Zappos is another company that offers a non-traditional approach to work. The e-commerce company is organized as a decentralized “holacracy,” in contrast to a traditional hierarchy. Employees can earn “badges” for accomplishments and grow into different roles depending on their interests.
John Bunch, the lead organizational designer and technical adviser to CEO Tony Hsieh describes the Zappos model as more “job jungle gym” rather than “job ladder.”
The Company of You
There are tremendous benefits to managing your career with a project-based focus. A major advantage is that it can keep you engaged. Each completed project can bring a distinct sense of satisfaction. If you find that your interest is waning, figure out if you’re ready for a bigger or more challenging project, or if you need a more substantive change—perhaps even jumping to another organization or industry. If you’ve been able to craft a reputation around your project work, you should be able to use your project experience to translate your skill sets into other roles and industries.

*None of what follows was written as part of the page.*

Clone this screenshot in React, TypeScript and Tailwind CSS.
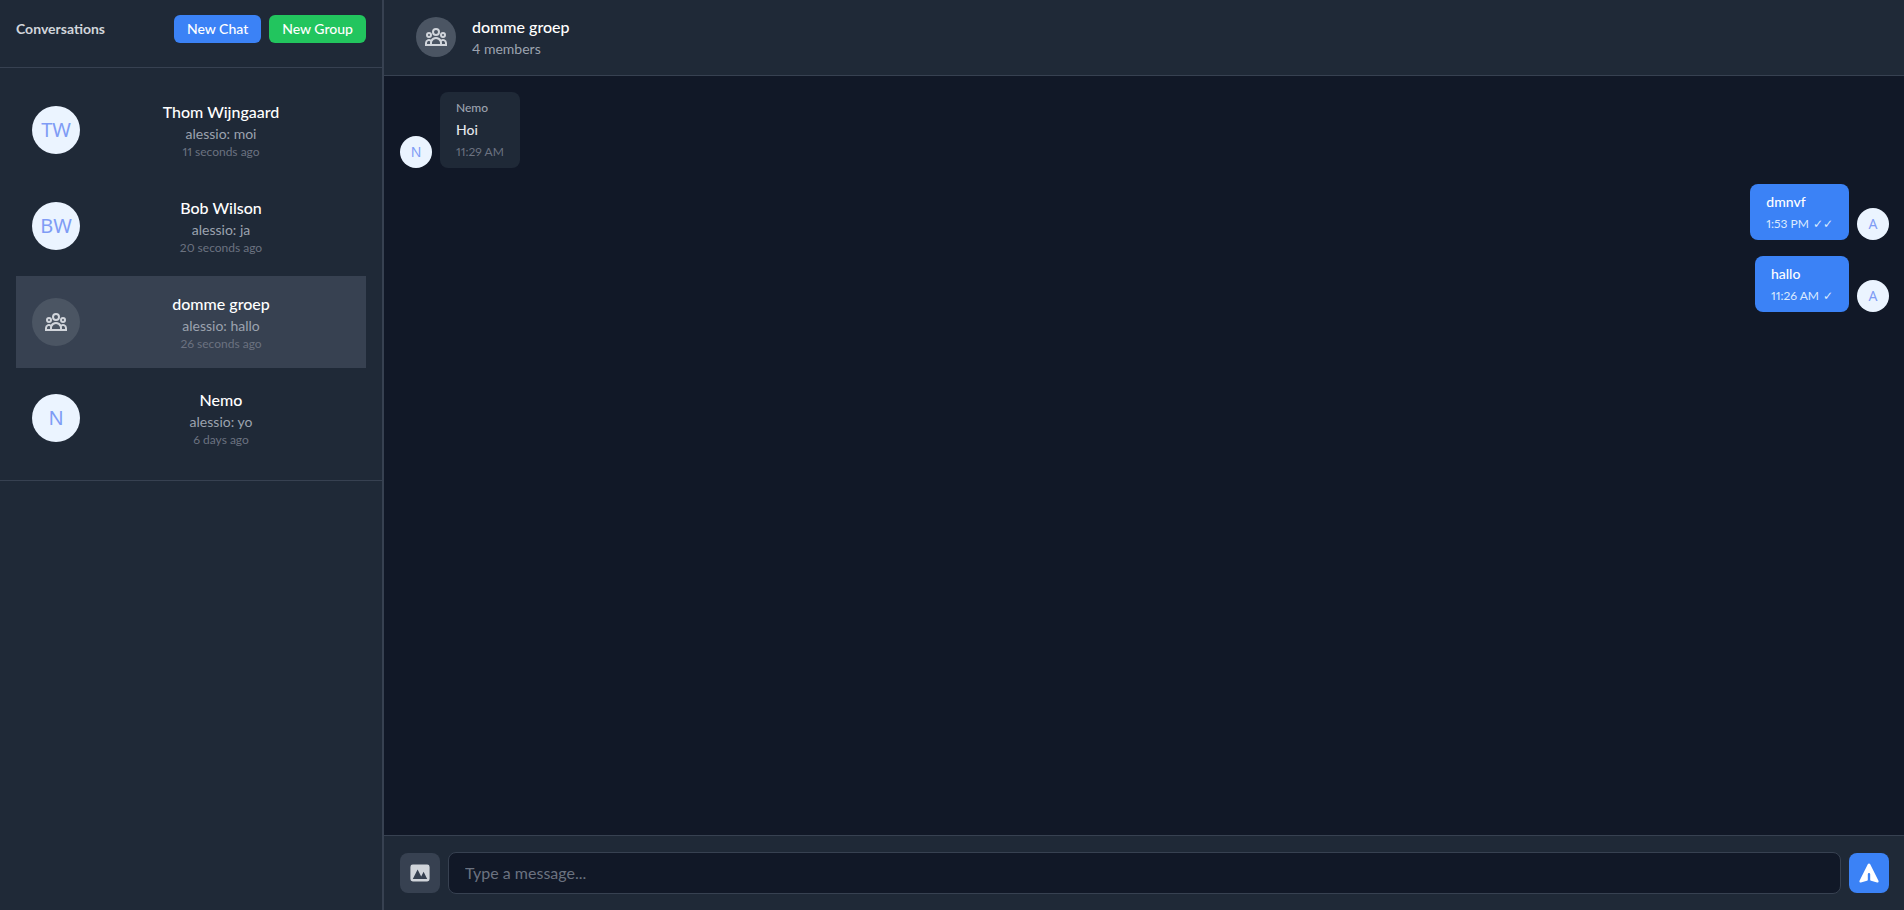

That’s exactly what Rise co-founder and CEO Vivian Chen did. Chen went from brand manager at L’Oreal to become a skincare entrepreneur, and finally ended up running a recruitment platform that “connects top-performing women with innovative companies to take on projects that fit [their] skill set and lifestyle.”
How did she make such a shift? Chen said she learned how to create experiences for millennial women while at L’Oreal and learned about talent recruitment in Silicon Valley. The skills may seem disconnected on the surface, but they made sense when she combined them to found Rise.
In today’s world, both employees and employers want flexibility and engagement. The technology is there to support non-traditional work arrangements. The new career ladder has the power to fulfill changing interests and needs. Will you embrace it?